--- Begin SOURCE MATERIAL ---

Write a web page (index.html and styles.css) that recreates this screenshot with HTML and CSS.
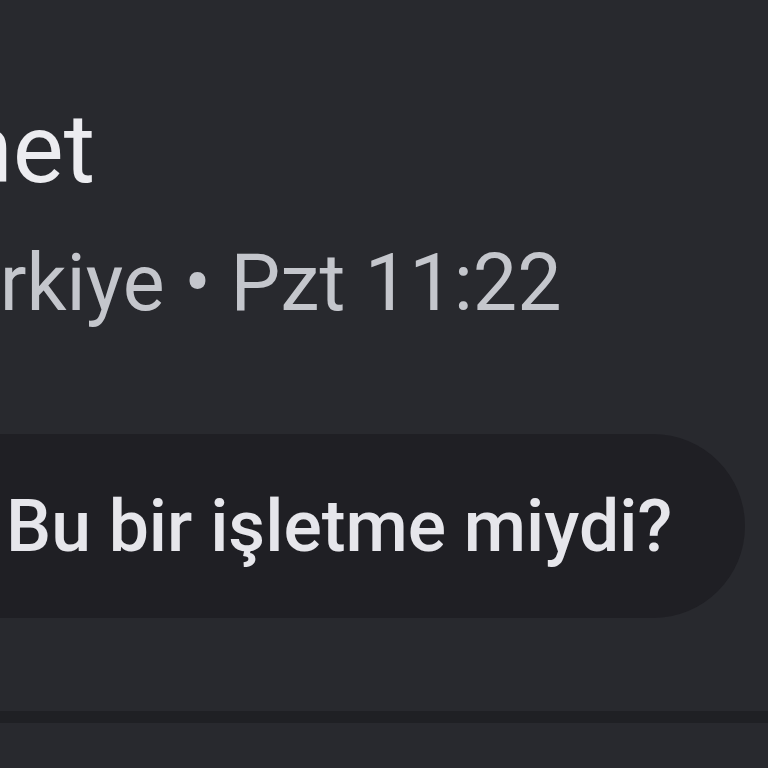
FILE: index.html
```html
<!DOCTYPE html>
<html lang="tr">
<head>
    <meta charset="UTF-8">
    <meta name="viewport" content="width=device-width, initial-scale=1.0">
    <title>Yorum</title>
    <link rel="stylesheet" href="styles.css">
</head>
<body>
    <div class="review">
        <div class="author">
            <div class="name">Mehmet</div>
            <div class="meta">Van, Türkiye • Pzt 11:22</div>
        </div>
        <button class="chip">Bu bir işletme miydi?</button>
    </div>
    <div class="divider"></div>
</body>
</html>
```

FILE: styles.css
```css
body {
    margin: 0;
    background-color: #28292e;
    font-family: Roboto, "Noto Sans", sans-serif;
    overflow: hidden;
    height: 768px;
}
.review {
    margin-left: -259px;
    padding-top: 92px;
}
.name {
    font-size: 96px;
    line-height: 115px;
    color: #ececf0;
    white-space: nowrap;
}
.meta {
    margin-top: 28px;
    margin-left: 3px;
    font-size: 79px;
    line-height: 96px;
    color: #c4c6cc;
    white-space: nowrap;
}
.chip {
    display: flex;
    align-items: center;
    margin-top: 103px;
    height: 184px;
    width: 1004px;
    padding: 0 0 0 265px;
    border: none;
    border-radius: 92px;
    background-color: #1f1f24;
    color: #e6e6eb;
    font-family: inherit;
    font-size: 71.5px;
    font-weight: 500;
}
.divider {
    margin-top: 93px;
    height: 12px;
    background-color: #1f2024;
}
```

--- End SOURCE MATERIAL ---

[AIM OF THE EXERCISE]
From the listing above, pick out each line where the word "index" appears.

[WRITTEN RESPONSE]
Write a web page (index.html and styles.css) that recreates this screenshot with HTML and CSS.
FILE: index.html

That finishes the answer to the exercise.